Jeanette Beshears of Kansas City created a tribute for her husband after he died in 1995. She has since made one for herself. She has watched her husbands life story only once or twice.
"Its not really for me," she said. "But its nice, thinking I can get on the computer and pull it up any time I want."
The tributes are an example of new services and products offered by an industry wrestling with a changing and fragmenting marketplace, Kearl said.
Once, funerals required a casket, flowers, and a hole in the ground. That was back when the local funeral parlor did not have much competition. Things have changed.
Cremation rates are up, and traditional burials are down. Baby boomers are planning funerals tailored to suit their personalities. You can opt for a NASCAR-themed casket or a low-frills "green" funeral (body, meet dirt). You can have your ashes blasted into outer space, or sunk in an ocean reef.
"The so-called traditional American funeral is an artifact created by the funeral industry, and its all built around the embalmed body," Kearl said. "Without that, you don't have the casket, the slumber room ... they have to dream up something to make their money."
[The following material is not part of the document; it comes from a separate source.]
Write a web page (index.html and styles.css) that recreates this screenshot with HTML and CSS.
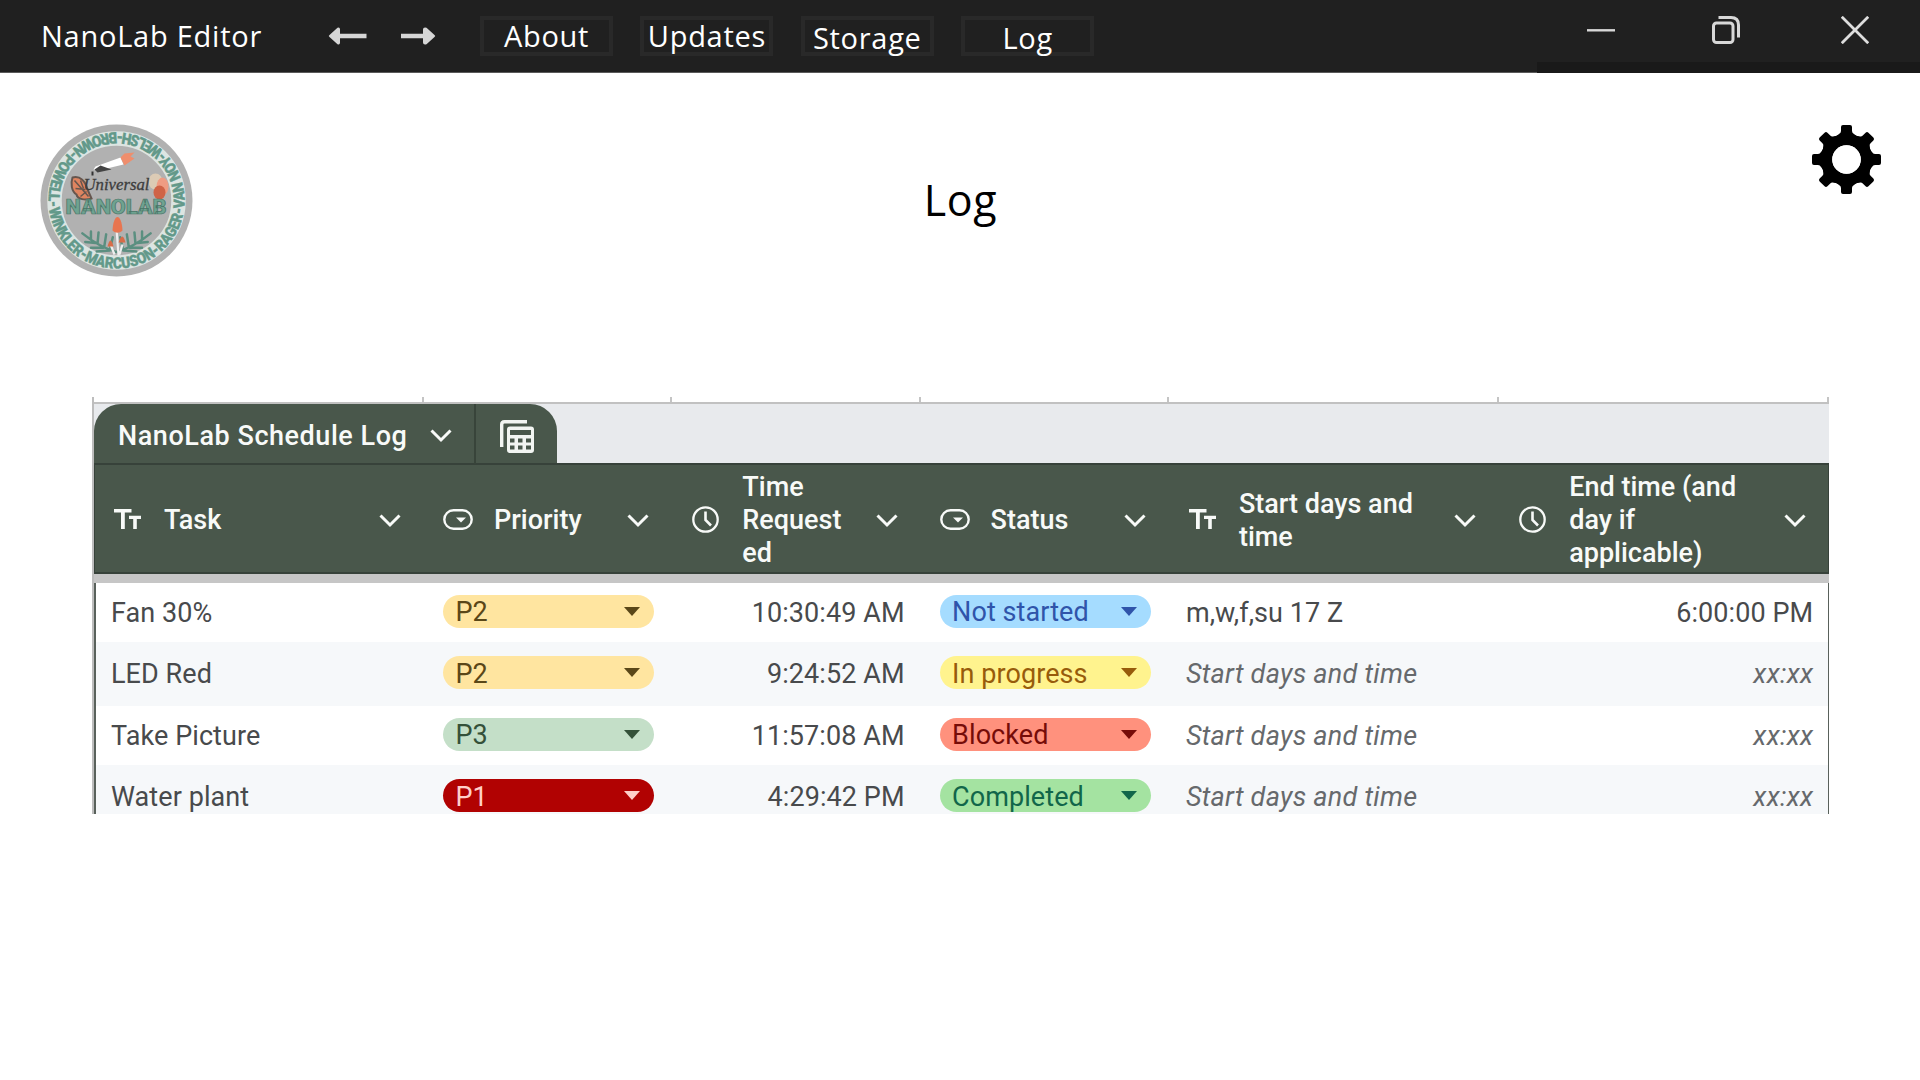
FILE: index.html
```html
<!DOCTYPE html>
<html lang="en">
<head>
<meta charset="utf-8">
<title>NanoLab Editor</title>
<link rel="stylesheet" href="styles.css">
</head>
<body>
<svg class="defs" width="0" height="0" aria-hidden="true">
  <symbol id="chevron" viewBox="0 0 22 14"><path d="M1.500 1.500 11 11 20.500 1.500" fill="none" stroke="currentColor" stroke-width="3"/></symbol>
  <symbol id="text-type" viewBox="0 0 27 21"><path d="M0 0h17.500v3.600h-6.700V20H7V3.600H0zM15 6.700h12v3.300h-4.200v10h-3.600V10H15z" fill="currentColor"/></symbol>
  <symbol id="dropdown" viewBox="0 0 30 21"><rect x="1.300" y="1.300" width="27.400" height="18.400" rx="9.200" fill="none" stroke="currentColor" stroke-width="2.400"/><path d="M13 8.500h10l-5 5z" fill="currentColor"/></symbol>
  <symbol id="clock" viewBox="0 0 27 27"><circle cx="13.500" cy="13.500" r="12.200" fill="none" stroke="currentColor" stroke-width="2.300"/><path d="M13.500 5.500v8.500l5.500 5.500" fill="none" stroke="currentColor" stroke-width="2.600"/></symbol>
  <symbol id="leaf" viewBox="0 0 40 26"><path d="M39 25C25 21 13 14 2 5M31 22 34 9M25 19 27 6M18 15 19 4M11 11 11 3M31 23 17 24M24 20 11 20M16 15 5 14" fill="none" stroke="#5b8f80" stroke-width="2.600" stroke-linecap="round"/></symbol>
</svg>

<header class="titlebar">
  <div class="app-name">NanoLab Editor</div>
  <div class="history">
    <svg width="39" height="18" viewBox="0 0 39 18"><path d="M1.500 8 9.500 .8Q12 0 12 2.500V6.800H38.500v4.400H12v4.300Q12 18 9.500 17.200L1.500 10Q0 9 1.500 8z" fill="#d6d6d6"/></svg>
    <svg width="35" height="18" viewBox="0 0 35 18"><path d="M33.500 8 25.500.8Q22 0 22 2.500V6.800H0v4.400h22v4.300q0 2.500 3.500 1.700L33.500 10q1.500-1 0-2z" fill="#d6d6d6"/></svg>
  </div>
  <nav class="menu">
    <a class="menu-item about">About</a>
    <a class="menu-item updates">Updates</a>
    <a class="menu-item storage low">Storage</a>
    <a class="menu-item log low">Log</a>
  </nav>
  <div class="window-controls">
    <svg width="28" height="28" viewBox="0 0 28 28"><path d="M0 14.300h28" stroke="#d8d8d8" stroke-width="2.400"/></svg>
    <svg class="restore" width="28" height="28" viewBox="0 0 28 28" fill="none" stroke="#d8d8d8" stroke-width="3"><rect x="1.500" y="7" width="19.500" height="19.500" rx="3"/><path d="M6.500 1.500H19q7.500 0 7.500 7.500v12.500"/></svg>
    <svg width="28" height="28" viewBox="0 0 28 28"><path d="M.8.8 27.200 27.200M27.200.8.8 27.200" stroke="#dedede" stroke-width="2.800"/></svg>
  </div>
</header>

<section class="page-head">
  <svg class="logo" width="153" height="153" viewBox="-76.500 -76.500 153 153">
    <defs><path id="ring" d="M-67.500 8.300A68 68 0 0 0 67.500-8.300 68 68 0 0 0-67.500 8.300"/></defs>
    <circle r="76" fill="#b1b1b1"/>
    <circle r="62" fill="none" stroke="#dce5e2" stroke-width="14.500"/>
    <text class="ring-text"><textPath href="#ring" textLength="425" lengthAdjust="spacingAndGlyphs">WINKLER-MARCUSON-RAGER-VAN NOY-WELSH-BROWN-POWELL-</textPath></text>
    <path d="M-21-34 4-43l3 7-25 6-5-1z" fill="#fff"/><path d="M-22-31l6-4 11 4-14 3z" fill="#444"/>
    <path d="M4-43 8-47l10-1-4 4 4 2-10 7z" fill="#ef8e6d"/><path d="M-24-29v4" stroke="#333" stroke-width="2"/>
    <path d="M-44-23c8-2 13 4 15 12l4 9c-6 2-14 1-15-4-5-3-6-11-4-17z" fill="#df8460" stroke="#66564e" stroke-width="2"/>
    <path d="M-42-20l14 16M-41-12l10 1M-36-4l6-5M-36-20l3 8" stroke="#66564e" stroke-width="1.500"/>
    <ellipse cx="39" cy="-19" rx="7" ry="8" fill="#dccbb5"/><ellipse cx="46" cy="-14" rx="6" ry="9" fill="#ef9c83"/><ellipse cx="43" cy="-8" rx="6" ry="7" fill="#cf6347"/>
    <text class="logo-script" x="-33" y="-11" textLength="66" lengthAdjust="spacingAndGlyphs">Universal</text>
    <text class="logo-name" x="-51" y="13.500" textLength="101" lengthAdjust="spacingAndGlyphs">NANOLAB</text>
    <use href="#leaf" x="-36" y="28" width="38" height="25"/>
    <use href="#leaf" x="-36" y="28" width="38" height="25" transform="scale(-1 1)"/>
    <path d="M0 28l2 27M-6 44l4 10M6 44 3 54" stroke="#eee" stroke-width="2.200" fill="none"/>
    <path d="M-4 30C-3 12 5 12 6 30 3 33-1 33-4 30z" fill="#e87550"/><path d="M-9 46q3-12 6 0zM2 42q4-12 7 0z" fill="#d86c49"/>
  </svg>
  <h1 class="page-title">Log</h1>
  <svg class="gear" width="69" height="69" viewBox="-34.500 -34.500 69 69">
    <defs><path id="tooth" d="M-5.500-32.500q0-2 2-2h7q2 0 2 2v4q0 2 2 3L12-22-12-22-7.500-25.500q2-1 2-3z"/></defs>
    <use href="#tooth"/><use href="#tooth" transform="rotate(45)"/><use href="#tooth" transform="rotate(90)"/><use href="#tooth" transform="rotate(135)"/><use href="#tooth" transform="rotate(180)"/><use href="#tooth" transform="rotate(225)"/><use href="#tooth" transform="rotate(270)"/><use href="#tooth" transform="rotate(315)"/>
    <circle r="20" fill="none" stroke="#000" stroke-width="11.500"/>
    <circle r="14.300" fill="#fff"/>
  </svg>
</section>

<main class="sheet">
  <div class="ticks cols"><i></i><i></i><i></i><i></i><i></i><i></i></div>
  <div class="tab-strip">
    <div class="tab">
      <div class="tab-title"><span>NanoLab Schedule Log</span><svg class="chevron"><use href="#chevron"/></svg></div>
      <div class="tab-tool">
        <svg width="34" height="34" viewBox="0 0 34 34"><path d="M1.700 27V4.500q0-2.800 2.800-2.800H27" fill="none" stroke="#f2f5f2" stroke-width="3.400"/><path fill-rule="evenodd" fill="#f2f5f2" d="M10 6.500h21q3 0 3 3V30q0 3-3 3H10q-3 0-3-3V9.500q0-3 3-3zM10 10v5h21v-5zM10 18.500v4h4.500v-4zM18 18.500v4h4.500v-4zM26 18.500v4h5v-4zM10 25.500v4h4.500v-4zM18 25.500v4h4.500v-4zM26 25.500v4h5v-4z"/></svg>
      </div>
    </div>
  </div>
  <div class="head cols">
    <div class="th"><svg class="kind text"><use href="#text-type"/></svg><span>Task</span><svg class="chevron"><use href="#chevron"/></svg></div>
    <div class="th"><svg class="kind pick"><use href="#dropdown"/></svg><span>Priority</span><svg class="chevron"><use href="#chevron"/></svg></div>
    <div class="th"><svg class="kind time"><use href="#clock"/></svg><span>Time<br>Request<br>ed</span><svg class="chevron"><use href="#chevron"/></svg></div>
    <div class="th"><svg class="kind pick"><use href="#dropdown"/></svg><span>Status</span><svg class="chevron"><use href="#chevron"/></svg></div>
    <div class="th"><svg class="kind text"><use href="#text-type"/></svg><span>Start days and<br>time</span><svg class="chevron"><use href="#chevron"/></svg></div>
    <div class="th"><svg class="kind time"><use href="#clock"/></svg><span>End time (and<br>day if<br>applicable)</span><svg class="chevron"><use href="#chevron"/></svg></div>
  </div>
  <div class="freeze-bar"></div>
  <div class="rows">
    <div class="row cols"><div class="td">Fan 30%</div><div class="td"><div class="chip p2">P2</div></div><div class="td num">10:30:49 AM</div><div class="td"><div class="chip not-started">Not started</div></div><div class="td">m,w,f,su 17 Z</div><div class="td num">6:00:00 PM</div></div>
    <div class="row cols"><div class="td">LED Red</div><div class="td"><div class="chip p2">P2</div></div><div class="td num">9:24:52 AM</div><div class="td"><div class="chip in-progress">In progress</div></div><div class="td hint">Start days and time</div><div class="td num hint">xx:xx</div></div>
    <div class="row cols"><div class="td">Take Picture</div><div class="td"><div class="chip p3">P3</div></div><div class="td num">11:57:08 AM</div><div class="td"><div class="chip blocked">Blocked</div></div><div class="td hint">Start days and time</div><div class="td num hint">xx:xx</div></div>
    <div class="row cols"><div class="td">Water plant</div><div class="td"><div class="chip p1">P1</div></div><div class="td num">4:29:42 PM</div><div class="td"><div class="chip completed">Completed</div></div><div class="td hint">Start days and time</div><div class="td num hint">xx:xx</div></div>
  </div>
</main>
</body>
</html>
```
FILE: styles.css
```css
* { box-sizing: border-box; }
body { margin: 0; width: 1920px; height: 1080px; overflow: hidden; background: #fff; font-family: "Open Sans", sans-serif; }
svg { display: block; flex: none; }
.defs { position: absolute; }

.titlebar { display: flex; align-items: flex-start; height: 73px; background: #202020; border-bottom: 1px solid #5a5a5a; color: #fff; font-size: 29px; line-height: 40px; }
.app-name { width: 286px; margin: 16px 0 0 41px; letter-spacing: 0.75px; white-space: nowrap; }
.history { display: flex; gap: 34px; width: 153px; margin-top: 27px; padding-left: 1px; }
.menu { display: flex; gap: 27.400px; margin-top: 16px; }
.menu-item { display: flex; justify-content: center; width: 133px; height: 40px; border: 4px solid #292929; line-height: 32px; white-space: nowrap; letter-spacing: 0.7px; }
.low { line-height: 36px; }
.window-controls { display: flex; justify-content: space-between; width: 383px; height: 73px; margin-left: auto; padding: 16px 51px 0 50px; border-bottom: 11px solid #191919; }
.restore { margin-right: 4px; }

.page-head { display: grid; grid-template-columns: 1fr auto 1fr; height: 324px; padding: 51px 39px 0 40px; }
.page-title { margin: 46px 0 0; color: #000; font-size: 43px; font-weight: 400; line-height: 60px; letter-spacing: 0.6px; }
.gear { margin-top: 1px; justify-self: end; }
.ring-text { font: 900 15.500px Roboto, sans-serif; fill: #63998a; stroke: #63998a; stroke-width: 0.4px; }
.logo-script { font: italic 17px "Liberation Serif", serif; fill: #3d3d3d; stroke: #3d3d3d; stroke-width: 0.3px; }
.logo-name { font: 900 19.500px Roboto, sans-serif; fill: #6fa391; stroke: #4b7568; stroke-width: 0.7px; }

.sheet { width: 1737px; height: 417px; margin-left: 92px; overflow: hidden; border-left: 2px solid #bdbdbd; font-family: Roboto, sans-serif; font-size: 27px; line-height: 32.700px; }
.cols { display: grid; grid-template-columns: 330px 248.300px 248.300px 248.300px 330.300px 330px; }
.ticks { height: 6.500px; border-bottom: 2.500px solid #c1c1c1; }
.ticks i { border-right: 2px solid #c4c4c4; }
.tab-strip { height: 59.500px; background: #e8eaed; }
.tab { display: flex; width: 463px; height: 60px; background: #49574b; border-radius: 27px 27px 0 0; color: #f8faf8; }
.tab-title { display: flex; align-items: center; justify-content: space-between; width: 382px; padding: 6px 22px 0 24px; border-right: 2px solid #38443a; font-weight: 500; letter-spacing: 0.55px; white-space: nowrap; }
.tab-title .chevron { margin-top: -1px; }
.tab-tool { flex: 1; padding: 16px 0 0 24px; }
.chevron { width: 22px; height: 14px; }
.head { height: 111px; background: #49574b; border: solid #37423a; border-width: 2px 1px 2px; color: #f8faf8; font-weight: 500; }
.th { display: flex; align-items: center; padding: 4px 24px 0 19px; white-space: nowrap; }
.th span { flex: 1; }
.th .chevron { margin-top: 1px; }
.kind { margin-top: -3px; }
.kind.text { width: 27px; height: 21px; margin-right: 23px; }
.kind.pick { width: 30px; height: 21px; margin: -3px 21px 0 -1px; }
.kind.time { width: 27px; height: 27px; margin-right: 23px; }
.freeze-bar { height: 8.500px; background: #c6c6c6; }
.rows { border: solid #59615b; border-width: 0 1.500px 0 2px; color: #484a4c; }
.row { height: 59px; background: #fff; }
.row:nth-child(even) { height: 64px; background: #f6f8fa; }
.td { display: flex; align-items: center; padding: 2px 18px 0 15px; letter-spacing: 0.08px; white-space: nowrap; }
.num { justify-content: flex-end; }
.hint { font-style: italic; letter-spacing: 0.27px; color: #66696c; }
.chip { display: flex; align-items: center; justify-content: space-between; flex: none; width: 211px; height: 33px; margin: -4px 0 0 2px; padding: 3px 14px 0 12.500px; border-radius: 17px; }
.chip::after { content: ""; margin-top: -3px; border: solid transparent; border-width: 9px 8px 0; border-top-color: currentColor; }
.p2 { background: #ffe5a0; color: #5a4718; }
.p3 { background: #c4dfc8; color: #345139; }
.p1 { background: #b10202; color: #ffcfc9; }
.not-started { background: #a5dcff; color: #2f54aa; }
.in-progress { background: #fff38e; color: #975b0b; }
.blocked { background: #ff917d; color: #760c08; }
.completed { background: #a4e3a1; color: #11664a; }
```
Funeral home executives acknowledge the marketplace is changing, but they see it as their responsibility to adapt to technology and the desires of their customers.
"Were in the remembrance business," said Brent Cassity, who started Forever cemeteries with his brother Tyler, and now owns and operates cemeteries across the country. "For a long time all you could offer somebody was a stone with a date of birth and a date of death. Now we can offer a lot more."